### Task requirements:
From the entries below, gather every line containing the string "would".

### Data rows:
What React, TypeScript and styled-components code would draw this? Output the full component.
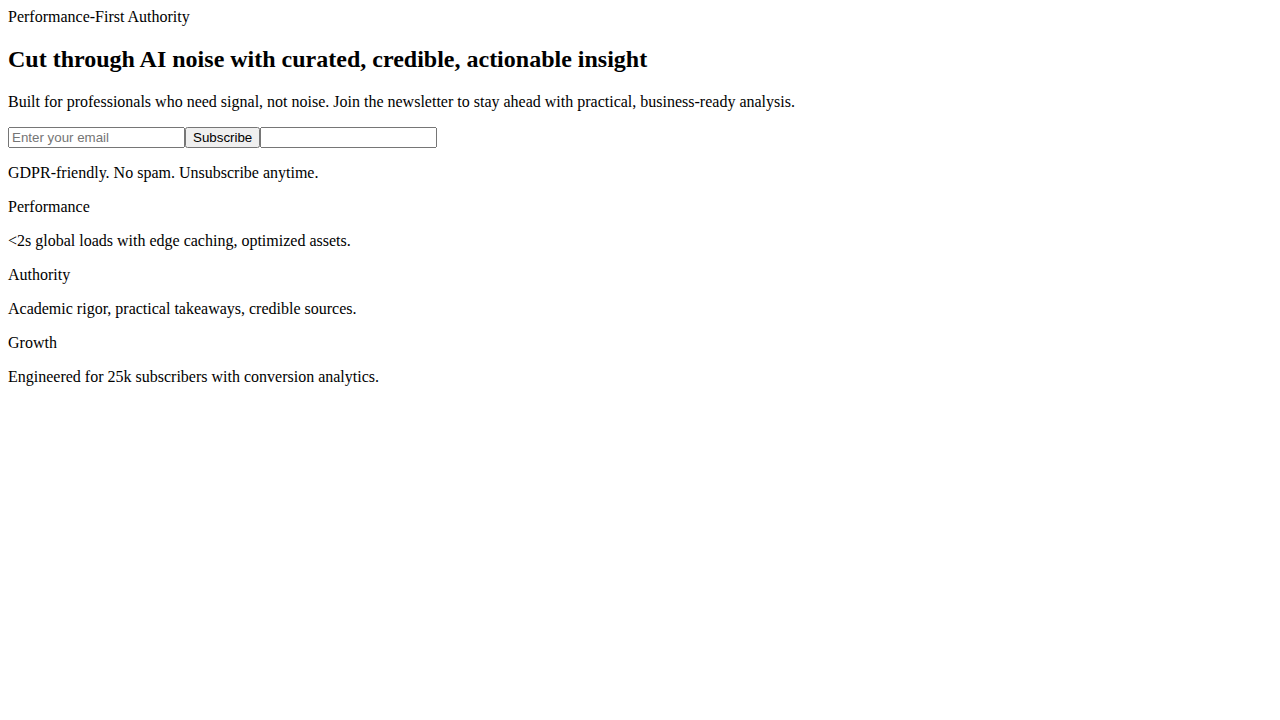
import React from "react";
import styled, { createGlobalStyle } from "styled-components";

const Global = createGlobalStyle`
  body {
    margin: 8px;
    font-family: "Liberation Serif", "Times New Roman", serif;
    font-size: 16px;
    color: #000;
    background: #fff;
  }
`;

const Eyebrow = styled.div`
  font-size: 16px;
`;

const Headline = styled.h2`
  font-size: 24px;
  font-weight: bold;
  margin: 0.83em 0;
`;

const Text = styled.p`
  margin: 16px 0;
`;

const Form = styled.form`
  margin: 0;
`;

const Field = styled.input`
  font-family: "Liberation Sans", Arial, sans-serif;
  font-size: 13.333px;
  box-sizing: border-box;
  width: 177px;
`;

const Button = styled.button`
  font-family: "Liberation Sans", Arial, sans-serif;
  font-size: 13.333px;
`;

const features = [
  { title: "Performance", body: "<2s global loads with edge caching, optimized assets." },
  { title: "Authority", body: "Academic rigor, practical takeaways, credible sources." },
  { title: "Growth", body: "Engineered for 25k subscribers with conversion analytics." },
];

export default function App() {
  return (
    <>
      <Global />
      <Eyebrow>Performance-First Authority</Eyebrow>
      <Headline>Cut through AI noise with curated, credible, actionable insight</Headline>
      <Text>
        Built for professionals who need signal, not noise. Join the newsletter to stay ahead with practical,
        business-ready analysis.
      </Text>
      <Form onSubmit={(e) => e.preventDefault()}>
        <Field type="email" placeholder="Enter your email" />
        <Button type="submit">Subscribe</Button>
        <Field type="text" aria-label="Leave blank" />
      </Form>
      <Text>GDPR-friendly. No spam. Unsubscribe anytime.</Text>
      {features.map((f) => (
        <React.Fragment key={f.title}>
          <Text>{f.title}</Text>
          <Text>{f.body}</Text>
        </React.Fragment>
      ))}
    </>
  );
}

...

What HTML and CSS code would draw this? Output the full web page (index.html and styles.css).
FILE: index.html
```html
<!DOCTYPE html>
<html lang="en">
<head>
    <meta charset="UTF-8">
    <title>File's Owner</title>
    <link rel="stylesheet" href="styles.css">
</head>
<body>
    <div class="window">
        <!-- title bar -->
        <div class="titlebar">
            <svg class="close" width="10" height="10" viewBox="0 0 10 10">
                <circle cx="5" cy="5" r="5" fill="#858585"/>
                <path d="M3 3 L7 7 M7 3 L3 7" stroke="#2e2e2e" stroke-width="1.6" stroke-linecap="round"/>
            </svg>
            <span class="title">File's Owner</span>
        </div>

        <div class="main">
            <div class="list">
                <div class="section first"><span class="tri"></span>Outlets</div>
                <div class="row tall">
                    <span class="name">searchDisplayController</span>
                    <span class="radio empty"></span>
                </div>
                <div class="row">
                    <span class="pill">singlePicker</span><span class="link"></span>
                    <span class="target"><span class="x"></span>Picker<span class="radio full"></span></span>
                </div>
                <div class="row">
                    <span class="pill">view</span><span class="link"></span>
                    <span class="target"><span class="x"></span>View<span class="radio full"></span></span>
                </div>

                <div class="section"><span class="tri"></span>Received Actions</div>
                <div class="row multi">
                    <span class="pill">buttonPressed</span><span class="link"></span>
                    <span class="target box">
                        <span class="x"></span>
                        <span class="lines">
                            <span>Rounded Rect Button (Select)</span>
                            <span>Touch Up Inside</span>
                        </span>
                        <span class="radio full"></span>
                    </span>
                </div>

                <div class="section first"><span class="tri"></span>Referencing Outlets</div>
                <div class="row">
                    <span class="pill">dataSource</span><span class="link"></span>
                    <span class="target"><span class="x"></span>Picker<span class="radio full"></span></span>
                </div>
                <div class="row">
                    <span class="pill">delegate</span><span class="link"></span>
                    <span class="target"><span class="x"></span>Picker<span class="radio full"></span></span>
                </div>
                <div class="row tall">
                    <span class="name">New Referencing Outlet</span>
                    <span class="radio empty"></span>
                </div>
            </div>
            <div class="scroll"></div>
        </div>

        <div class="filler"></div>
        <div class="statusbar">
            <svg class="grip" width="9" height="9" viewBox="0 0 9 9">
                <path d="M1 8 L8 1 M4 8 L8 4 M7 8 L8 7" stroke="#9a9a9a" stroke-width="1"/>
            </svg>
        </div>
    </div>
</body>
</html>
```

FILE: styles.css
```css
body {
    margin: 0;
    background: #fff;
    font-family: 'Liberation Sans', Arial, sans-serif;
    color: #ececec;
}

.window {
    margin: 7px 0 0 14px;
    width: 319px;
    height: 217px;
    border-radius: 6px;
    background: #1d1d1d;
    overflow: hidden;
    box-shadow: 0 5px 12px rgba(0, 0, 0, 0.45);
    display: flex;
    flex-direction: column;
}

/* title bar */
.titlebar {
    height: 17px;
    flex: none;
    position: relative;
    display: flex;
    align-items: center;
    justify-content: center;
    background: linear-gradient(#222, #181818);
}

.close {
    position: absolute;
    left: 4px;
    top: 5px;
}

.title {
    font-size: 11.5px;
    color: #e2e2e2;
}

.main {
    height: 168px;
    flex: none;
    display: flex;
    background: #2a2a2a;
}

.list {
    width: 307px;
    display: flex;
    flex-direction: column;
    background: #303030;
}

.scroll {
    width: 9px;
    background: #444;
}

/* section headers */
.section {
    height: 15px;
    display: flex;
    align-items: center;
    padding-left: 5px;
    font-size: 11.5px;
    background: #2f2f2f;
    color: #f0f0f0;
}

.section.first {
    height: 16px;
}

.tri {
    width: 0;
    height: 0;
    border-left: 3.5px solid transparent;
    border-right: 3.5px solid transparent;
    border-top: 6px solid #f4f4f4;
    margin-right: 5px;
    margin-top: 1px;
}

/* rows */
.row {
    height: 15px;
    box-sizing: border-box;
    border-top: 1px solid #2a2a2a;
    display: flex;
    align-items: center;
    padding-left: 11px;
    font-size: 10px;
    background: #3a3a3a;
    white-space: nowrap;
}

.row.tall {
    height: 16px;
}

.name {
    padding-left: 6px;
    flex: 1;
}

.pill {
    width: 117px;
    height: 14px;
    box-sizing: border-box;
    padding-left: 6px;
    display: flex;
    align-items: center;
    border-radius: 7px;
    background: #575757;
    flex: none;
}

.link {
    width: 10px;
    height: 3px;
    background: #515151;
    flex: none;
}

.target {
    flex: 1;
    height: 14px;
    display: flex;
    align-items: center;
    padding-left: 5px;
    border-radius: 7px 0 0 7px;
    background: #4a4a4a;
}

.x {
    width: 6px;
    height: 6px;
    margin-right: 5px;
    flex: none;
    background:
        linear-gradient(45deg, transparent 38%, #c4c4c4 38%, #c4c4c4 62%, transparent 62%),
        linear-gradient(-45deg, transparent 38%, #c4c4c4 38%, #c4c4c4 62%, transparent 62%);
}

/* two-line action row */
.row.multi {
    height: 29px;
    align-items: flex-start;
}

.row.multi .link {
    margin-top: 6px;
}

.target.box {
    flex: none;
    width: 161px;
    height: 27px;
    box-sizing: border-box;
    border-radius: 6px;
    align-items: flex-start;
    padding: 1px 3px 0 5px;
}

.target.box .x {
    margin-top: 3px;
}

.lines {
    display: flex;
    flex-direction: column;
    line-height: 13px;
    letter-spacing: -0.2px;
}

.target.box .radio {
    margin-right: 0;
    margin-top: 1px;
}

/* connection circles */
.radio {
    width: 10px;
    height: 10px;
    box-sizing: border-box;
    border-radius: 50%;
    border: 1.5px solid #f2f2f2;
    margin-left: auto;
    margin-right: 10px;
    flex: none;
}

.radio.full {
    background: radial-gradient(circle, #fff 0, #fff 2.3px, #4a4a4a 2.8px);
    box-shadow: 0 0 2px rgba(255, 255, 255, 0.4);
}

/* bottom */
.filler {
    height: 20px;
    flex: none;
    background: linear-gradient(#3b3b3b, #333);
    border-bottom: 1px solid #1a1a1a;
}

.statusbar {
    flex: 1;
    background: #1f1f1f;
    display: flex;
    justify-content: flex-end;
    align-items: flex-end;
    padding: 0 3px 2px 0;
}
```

### Response:
What React, TypeScript and styled-components code would draw this? Output the full component.
What HTML and CSS code would draw this? Output the full web page (index.html and styles.css).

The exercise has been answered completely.